当“AI孙燕姿”血洗B站, Midjourney称霸小红书的时候。
各个平台开始对AIGC出手了。
AIGC监管打响第一枪
每一次的智能变革,都会让人类产生警觉。
当真假难辨的AI下沉至全民语境后,不可控因素也越来越多。
抖音就打响了AIGC监管第一枪。
最近,抖音发布了一则针对人工智能生成内容的倡议。
如果发布AI生成的内容,发布者需要加上统一的官方“水印”。
具体到内容形态上,文本内容需要清楚标注“AI生成”的字样,视频内容也需要在画布上添加指定比例的水印,突出AI标识。
平台在推送过程中,也会在信息流、视频详情页等部分添加“此内容由AI生成”的告知标签。
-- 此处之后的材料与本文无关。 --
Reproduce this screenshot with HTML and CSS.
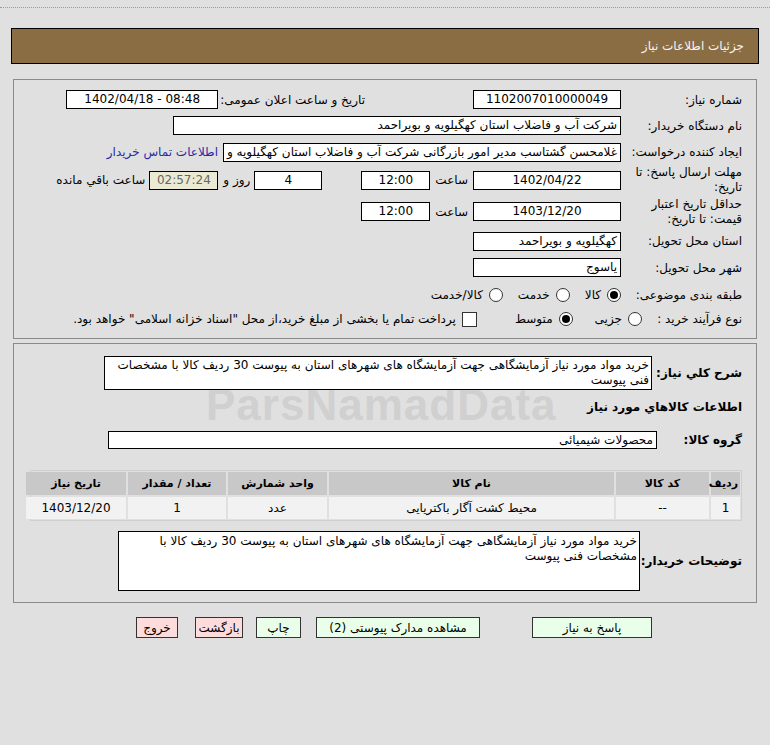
FILE: index.html
```html
<!DOCTYPE html>
<html lang="fa" dir="rtl">
<head>
<meta charset="utf-8">
<title>جزئیات اطلاعات نیاز</title>
<link rel="stylesheet" href="styles.css">
</head>
<body>
<div class="topline"></div>
<div class="header">جزئیات اطلاعات نیاز</div>

<div class="panel p1">
  <div class="row r1">
    <div class="lbl">شماره نیاز:</div>
    <div class="box w148 c">1102007010000049</div>
    <div class="lbl2 m108">تاریخ و ساعت اعلان عمومی:</div>
    <div class="box w152 c ml10" dir="ltr">1402/04/18 - 08:48</div>
  </div>
  <div class="row r2">
    <div class="lbl">نام دستگاه خریدار:</div>
    <div class="box w448">شرکت آب و فاضلاب استان کهگیلویه و بویراحمد</div>
  </div>
  <div class="row r3">
    <div class="lbl">ایجاد کننده درخواست:</div>
    <div class="box w398 clip">غلامحسن گشتاسب مدیر امور بازرگانی شرکت آب و فاضلاب استان کهگیلویه و بویراحمد</div>
    <a class="link" href="#">اطلاعات تماس خریدار</a>
  </div>
  <div class="row r4">
    <div class="lbl two">مهلت ارسال پاسخ: تا تاریخ:</div>
    <div class="box w148 c">1402/04/22</div>
    <div class="lbl2 m5">ساعت</div>
    <div class="box w69 c ml5">12:00</div>
    <div class="box w68 c m39">4</div>
    <div class="lbl2 m4">روز و</div>
    <div class="box w69 c timer ml5">02:57:24</div>
    <div class="lbl2 m4">ساعت باقي مانده</div>
  </div>
  <div class="row r5">
    <div class="lbl two">حداقل تاریخ اعتبار قیمت: تا تاریخ:</div>
    <div class="box w148 c">1403/12/20</div>
    <div class="lbl2 m5">ساعت</div>
    <div class="box w69 c ml5">12:00</div>
  </div>
  <div class="row r6">
    <div class="lbl">استان محل تحویل:</div>
    <div class="box w148">کهگیلویه و بویراحمد</div>
  </div>
  <div class="row r7">
    <div class="lbl">شهر محل تحویل:</div>
    <div class="box w148">یاسوج</div>
  </div>
  <div class="row r8">
    <div class="lbl">طبقه بندی موضوعی:</div>
    <span class="radio on"></span><span class="opt">کالا</span>
    <span class="radio g1"></span><span class="opt">خدمت</span>
    <span class="radio g1"></span><span class="opt">کالا/خدمت</span>
  </div>
  <div class="row r9">
    <div class="lbl short">نوع فرآیند خرید :</div>
    <span class="radio"></span><span class="opt">جزیی</span>
    <span class="radio g2 on"></span><span class="opt">متوسط</span>
    <span class="check"></span><span class="opt">پرداخت تمام یا بخشی از مبلغ خرید،از محل "اسناد خزانه اسلامی" خواهد بود.</span>
  </div>
</div>

<div class="panel p2">
  <div class="wm">ParsNamadData</div>
  <div class="row s1">
    <div class="blbl w84">شرح کلي نیاز:</div>
    <div class="box area1">خرید مواد مورد نیاز آزمایشگاهی جهت آزمایشگاه های شهرهای استان به پیوست 30 ردیف کالا با مشخصات فنی پیوست</div>
  </div>
  <div class="row s2">
    <div class="blbl">اطلاعات کالاهاي مورد نیاز</div>
  </div>
  <div class="row s3">
    <div class="blbl w79">گروه کالا:</div>
    <div class="box w549">محصولات شیمیائی</div>
  </div>
  <div class="grid">
    <div class="th">ردیف</div>
    <div class="th">کد کالا</div>
    <div class="th">نام کالا</div>
    <div class="th">واحد شمارش</div>
    <div class="th">تعداد / مقدار</div>
    <div class="th">تاریخ نیاز</div>
    <div class="td">1</div>
    <div class="td">--</div>
    <div class="td">محیط کشت آگار باکتریایی</div>
    <div class="td">عدد</div>
    <div class="td">1</div>
    <div class="td">1403/12/20</div>
  </div>
  <div class="row s4">
    <div class="blbl w98">توضیحات خریدار:</div>
    <div class="box area2">خرید مواد مورد نیاز آزمایشگاهی جهت آزمایشگاه های شهرهای استان به پیوست 30 ردیف کالا با مشخصات فنی پیوست</div>
  </div>
</div>

<div class="buttons">
  <button class="btn green b1">پاسخ به نیاز</button>
  <button class="btn green b2">مشاهده مدارک پیوستی (2)</button>
  <button class="btn green b3">چاپ</button>
  <button class="btn red b4">بازگشت</button>
  <button class="btn red b5">خروج</button>
</div>
</body>
</html>
```
FILE: styles.css
```css
* { box-sizing: border-box; }
html, body { margin: 0; padding: 0; }
body {
  background: #e0e0e0;
  font-family: Tahoma, "DejaVu Sans", sans-serif;
  font-size: 12px;
  color: #000;
  direction: rtl;
  width: 770px;
  height: 745px;
  overflow: hidden;
}
.topline {
  height: 8px;
  border-bottom: 1px dotted #9a9a9a;
}
.header {
  margin: 20px 11px 0 11px;
  height: 36px;
  background: #8b6d43;
  border: 1px solid #000;
  color: #f4f4f4;
  line-height: 34px;
  padding-right: 14px;
  font-size: 12px;
}
.panel {
  margin: 0 13px;
  border: 1px solid #8a8a8a;
  padding-right: 14px;
  position: relative;
}
.p1 { margin-top: 15px; height: 260px; padding-top: 7px; }
.p2 { margin-top: 4px; height: 260px; padding-top: 12px; }
.row { display: flex; align-items: center; }
.r1 { height: 25px; }
.r2 { height: 27px; }
.r3 { height: 26px; }
.r4 { height: 30px; }
.r5 { height: 33px; }
.r6 { height: 26px; }
.r7 { height: 27px; }
.r8 { height: 27px; }
.r9 { height: 22px; }
.lbl {
  width: 115px;
  margin-left: 6px;
  flex: none;
  white-space: nowrap;
}
.lbl.two { white-space: normal; line-height: 15px; }
.lbl.short { width: 96px; margin-left: 4px; }
.lbl2 { white-space: nowrap; flex: none; }
.m108 { margin-right: 108px; }
.m5 { margin-right: 5px; }
.m4 { margin-right: 4px; }
.m39 { margin-right: 39px; }
.ml10 { margin-right: 2px; }
.ml5 { margin-right: 5px; }
.box {
  background: #fff;
  border: 1px solid #000;
  height: 19px;
  line-height: 17px;
  padding: 0 3px;
  white-space: nowrap;
  overflow: hidden;
  flex: none;
}
.box.c { text-align: center; }
.w148 { width: 148px; }
.w152 { width: 152px; }
.w448 { width: 448px; }
.w398 { width: 398px; }
.w69 { width: 69px; }
.w68 { width: 68px; }
.w549 { width: 549px; }
.timer { background: #ebebd3; color: #666; }
.clip { text-overflow: clip; }
.link {
  color: #2a2aa8;
  text-decoration: none;
  margin-right: 5px;
  white-space: nowrap;
}
.radio {
  width: 14px;
  height: 14px;
  border-radius: 50%;
  border: 1px solid #333;
  background: #fff;
  flex: none;
  position: relative;
  margin-left: 6px;
}
.radio.on::after {
  content: "";
  position: absolute;
  left: 2px; top: 2px;
  width: 8px; height: 8px;
  border-radius: 50%;
  background: #000;
}
.r9 .radio.g2 { margin-right: 22px; }
.r8 .radio.g1 { margin-right: 15px; }
.check {
  width: 15px;
  height: 15px;
  border: 1px solid #333;
  background: #fff;
  flex: none;
  margin-right: 38px;
  margin-left: 6px;
}
.opt { white-space: nowrap; }
.blbl {
  font-weight: bold;
  font-size: 12px;
  white-space: nowrap;
  flex: none;
}
.w84 { width: 84px; margin-left: 6px; }
.w79 { width: 79px; margin-left: 6px; }
.w98 { width: 98px; margin-left: 4px; }
.s1 { height: 34px; }
.area1 {
  width: 548px;
  height: 34px;
  white-space: normal;
  line-height: 15px;
  padding: 1px 2px;
}
.s2 { height: 28px; margin-top: 3px; }
.s3 { height: 18px; margin-top: 10px; }
.s3 .box { height: 18px; line-height: 16px; }
.grid {
  display: grid;
  grid-template-columns: 29px 93px 285px 99px 98px 100px;
  column-gap: 2px;
  row-gap: 2px;
  width: 712px;
  margin-top: 21px;
  padding: 1px;
  border: 1px solid #cfcfcf;
  background: #e0e0e0;
}
.th {
  background: #c8c8c8;
  font-weight: bold;
  font-size: 11px;
  height: 23px;
  line-height: 23px;
  text-align: center;
}
.th:first-child { text-align: right; padding-right: 2px; }
.td {
  background: #f2f2f2;
  height: 22px;
  line-height: 22px;
  text-align: center;
}
.s4 { height: 60px; margin-top: 10px; }
.area2 {
  width: 522px;
  height: 60px;
  white-space: normal;
  line-height: 15px;
  padding: 2px 2px;
}
.wm {
  position: absolute;
  left: 192px;
  top: 36px;
  font-family: "Liberation Sans", Arial, sans-serif;
  font-weight: bold;
  font-size: 44px;
  color: #d0d0d0;
  direction: ltr;
  letter-spacing: 1px;
  pointer-events: none;
}
.p2 .row, .p2 .grid { position: relative; }
.buttons {
  display: flex;
  align-items: center;
  padding-right: 118px;
  margin-top: 14px;
}
.btn {
  font-family: Tahoma, "DejaVu Sans", sans-serif;
  font-size: 12px;
  height: 21px;
  border: 1px solid #333;
  padding: 0;
  color: #000;
  flex: none;
}
.green { background: #eaffea; }
.red { background: #ffdcdc; }
.b1 { width: 120px; }
.b2 { width: 164px; margin-right: 52px; }
.b3 { width: 45px; margin-right: 15px; }
.b4 { width: 48px; margin-right: 13px; }
.b5 { width: 42px; margin-right: 17px; }
```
针对那些虚拟人,则要求他们在平台进行注册,领取专属“身份证”,同时,虚拟人技术使用者也需要实名认证。
知乎也是如此。
上个月,知乎发布了《关于应用AIGC能力进行辅助创作的社区公告》,宣布将进一步加强对AIGC类内容的监督和规范化管理。
除了限制“AI辅助创作”的内容外,还会打击那些发布AIGC内容的账号。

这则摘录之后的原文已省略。